When Freddy Galvis was piling up three-hit games like it was a bodily function, Sandberg continued to bat him 8th in the lineup. He routinely has his relief pitchers throw more than 30 pitches in back-to-back outings (he did that with De Fratus earlier this year) and so far at least three different Phils relievers have outings of more than 50 pitches this season (De Fratus, Diekman and Jeanmar Gomez).
And in one memorable blow-up against Miami this year, he let Ken Giles come out for a second inning after the second-year reliever had worked a long inning the previous inning. The end result, a walk-off win for the Marlins, could be seen coming a mile away.
Look, this isn't mindless nit-picking. Sandberg is trying to build and grow a roster of young players. Burning out the young arms in the 'pen is the last thing you want your manager to do. Not only that, it has also cost them baseball games this season.
And while it has become less of an issue over the last couple weeks, Sandberg's tendency to over-bunt (like having a hitter sacrifice runners over with two on and no out) and rely on "small ball" has rarely worked. For example, in a game against the Braves last month, Cody Asche came to the plate with the game tied at zero in the 8th inning. There were runners on 1st and 3rd with no one out and, at the time, Asche was pretty hot.
For reasons passing understanding, Asche bunted.

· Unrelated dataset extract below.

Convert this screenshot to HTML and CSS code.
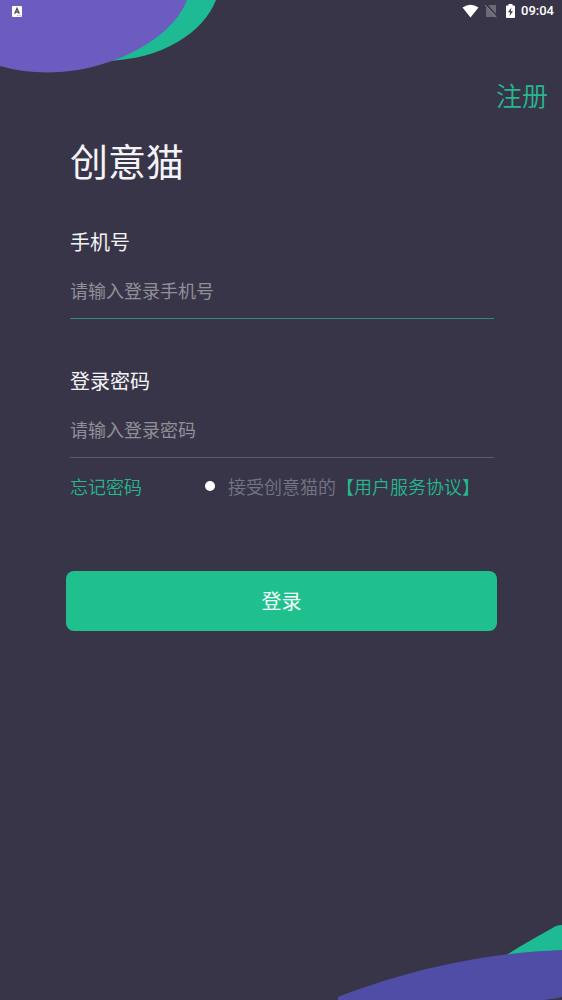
FILE: index.html
```html
<!DOCTYPE html>
<html lang="zh-CN">
<head>
<meta charset="utf-8">
<meta name="viewport" content="width=device-width, initial-scale=1">
<title>创意猫</title>
<link rel="stylesheet" href="styles.css">
</head>
<body class="screen">
  <svg class="blob blob-top" width="220" height="76" viewBox="0 0 220 76" aria-hidden="true">
    <path fill="#1dba93" d="M170 0H216C204 31 164 60 104 61Z"/>
    <path fill="#6c5cbf" d="M0 0H187C173 38 112 72 48 72.500Q22 72.500 0 66Z"/>
  </svg>
  <svg class="blob blob-bottom" width="226" height="76" viewBox="0 0 226 76" aria-hidden="true">
    <path fill="#1dba93" d="M166 34C184 22 202 12 220 2Q223 1 226 1V30L168 36Z"/>
    <path fill="#504da6" d="M2 73C60 50 140 29 226 26V73Q218 75 208 76H2Z"/>
  </svg>

  <header class="status">
    <svg class="status-app" width="10" height="11" viewBox="0 0 10 11" aria-hidden="true">
      <rect width="10" height="11" rx="1" fill="#fff"/>
      <path d="M2.700 7.800L5 2.500L7.300 7.800M3.500 6.200H6.500" fill="none" stroke="#4b4850" stroke-width="1.300"/>
      <path d="M5 9.700H9" stroke="#8f8c98" stroke-width=".8" stroke-dasharray="1.500 1"/>
    </svg>
    <div class="status-right">
      <svg width="17" height="14" viewBox="0 0 17 14" aria-hidden="true">
        <path fill="#fff" d="M.5 3.500Q8.500-2 16.500 3.500L8.500 13.500Z"/>
      </svg>
      <svg class="status-sim" width="12" height="14" viewBox="0 0 12 14" aria-hidden="true">
        <path fill="#6d6a78" d="M4 1H11V13H1V4Z"/>
        <path d="M1 0L12 12" stroke="#383548" stroke-width="1.500"/>
        <path d="M0 1L11.500 13.500" stroke="#858290" stroke-width="1"/>
      </svg>
      <svg class="status-battery" width="9" height="14" viewBox="0 0 9 14" aria-hidden="true">
        <path fill="#fff" d="M2.500 0H6.500V1.500H8Q9 1.500 9 2.500V13Q9 14 8 14H1Q0 14 0 13V2.500Q0 1.500 1 1.500H2.500Z"/>
        <path fill="#383548" d="M5.500 3.500L2 8.300H4.200L3.500 12L7 7.200H4.800Z"/>
      </svg>
      <time class="clock">09:04</time>
    </div>
  </header>

  <nav class="top-nav"><a class="register" href="#register">注册</a></nav>

  <main class="main">
    <h1 class="title">创意猫</h1>
    <form class="form">
      <div class="field">
        <label class="label" for="phone">手机号</label>
        <input class="input input-active" id="phone" type="tel" placeholder="请输入登录手机号">
      </div>
      <div class="field">
        <label class="label" for="password">登录密码</label>
        <input class="input" id="password" type="password" placeholder="请输入登录密码">
      </div>
      <div class="options">
        <a class="link" href="#forgot">忘记密码</a>
        <div class="agree">
          <input class="radio" id="agree" type="radio" name="agree">
          <label for="agree">接受创意猫的</label><a class="link" href="#terms">【用户服务协议】</a>
        </div>
      </div>
      <button class="submit" type="submit">登录</button>
    </form>
  </main>
</body>
</html>
```
FILE: styles.css
```css
* {
  box-sizing: border-box;
}

.screen {
  position: relative;
  min-height: 100vh;
  margin: 0;
  overflow-x: hidden;
  background: #383548;
  color: #f4f3f7;
  font-family: "Noto Sans CJK SC", sans-serif;
}

.blob {
  position: absolute;
  z-index: -1;
  display: block;
}

.blob-top {
  top: 0;
  left: 0;
}

.blob-bottom {
  right: 0;
  bottom: 0;
}

.status {
  display: flex;
  align-items: center;
  justify-content: space-between;
  height: 22px;
  padding: 0 8px 0 12px;
}

.status-right {
  display: flex;
  align-items: center;
}

.status-sim {
  margin-left: 6px;
}

.status-battery {
  margin-left: 9px;
}

.clock {
  margin-left: 6px;
  color: #fff;
  font: 500 13px/22px Roboto, sans-serif;
}

.top-nav {
  display: flex;
  justify-content: flex-end;
  padding: 53px 14px 0;
}

.register {
  color: #25b88d;
  font-size: 26px;
  line-height: 40px;
  font-weight: 350;
  text-decoration: none;
}

.main {
  padding: 17px 68px 0 70px;
}

.title {
  margin: 0;
  font-size: 38px;
  line-height: 56px;
  font-weight: 400;
}

.form {
  padding-top: 39px;
}

.field {
  display: flex;
  flex-direction: column;
  gap: 5px;
}

.field + .field {
  margin-top: 47px;
}

.label {
  font-size: 20px;
  line-height: 30px;
}

.input {
  width: 100%;
  height: 57px;
  padding: 0;
  border: 0;
  border-bottom: 1px solid #5d5a69;
  border-radius: 0;
  outline: 0;
  background: transparent;
  color: #f4f3f7;
  font: inherit;
  font-size: 18px;
}

.input-active {
  border-bottom-color: #2f8a7d;
}

.input::placeholder {
  color: #918f98;
  opacity: 1;
}

.options {
  display: flex;
  justify-content: space-between;
  padding-right: 14px;
  font-size: 18px;
  line-height: 28px;
  font-weight: 350;
  margin-top: 14px;
}

.link {
  color: #25b88d;
  text-decoration: none;
}

.agree {
  display: flex;
  align-items: center;
  color: #747587;
}

.radio {
  appearance: none;
  width: 10px;
  height: 10px;
  margin: 0 13px 0 0;
  border-radius: 50%;
  background: #fff;
}

.radio:checked {
  background: #20bf8e;
}

.submit {
  display: block;
  width: calc(100% + 7px);
  height: 60px;
  margin: 71px -3px 0 -4px;
  padding: 0 0 2px;
  border: 0;
  border-radius: 8px;
  background: #20bf8e;
  color: #f4fffb;
  font: inherit;
  font-size: 20px;
}
```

Utley, the runner on 3rd, wasn't going to score on that bunt, and the only other logical explanation would be that Sandberg wanted Asche to bunt Francoeur over to 2nd to create a 2nd and 3rd and one out situation.
But here's the problem with that line of thinking, as Eric Chesterton so ably pointed out the day after.
While the intentions behind the bunt remain unclear, it is abundantly clear that the call was the wrong one independent of execution. According to data from 1993-2010, there is a 65% chance a run will score in an inning when runners are at first and third and one out. Say Asche didn't intend to score Utley with the bunt, but simply advance Frenchy to second on a sacrifice. In that outcome, which seems the most likely, the Phillies chances of scoring in the inning would drop to 28%.
Sandberg claimed Asche was bunting on his own in that spot, but I'm skeptical of that. Knowing those percentages is the type of thing a Major League manager should know and raise your hand if you think Sandberg is one of them.
We all want a manager that thinks, acts and manages like Joe Maddon of the Cubs. Someone forward thinking, outside the box, who doesn't give outs away and whose players love him. Someone good at developing young players, putting them in a position to succeed.
Someone not like this.
FFS Ryne Sandberg quoting batting average over 9 game sample size as a mark of MLB readiness pic.twitter.com/JBJw5sESGq
— Matt Winkelman (@Matt_Winkelman) April 28, 2015
What's even more perplexing is that no one in the dugout seems to be able to stop Sandberg from this madness. His bench coach Larry Bowa, hitting coach Steve Henderson, pitching coach Bob McClure, first base coach Juan Samuel, third base coach Pete Mackanin, none of these guys has been able to tackle Sandberg and stop him, or at least talk him out of some of the things he's done wrong.
Guys, help your boss out.
There are more examples of Sandberg's missteps that I'm forgetting. And to be fair, Sandberg has made some decent calls this year, too.
But the Phillies don't have a lot of talent on the roster, and there's little margin for error on a nightly basis. The team has a manager that is not putting his players in the best positions to succeed, and it seems as though at least once a week, if not more, Sandberg is doing something to hurt the situation, not help it.
Sunday in Washington was just the latest example.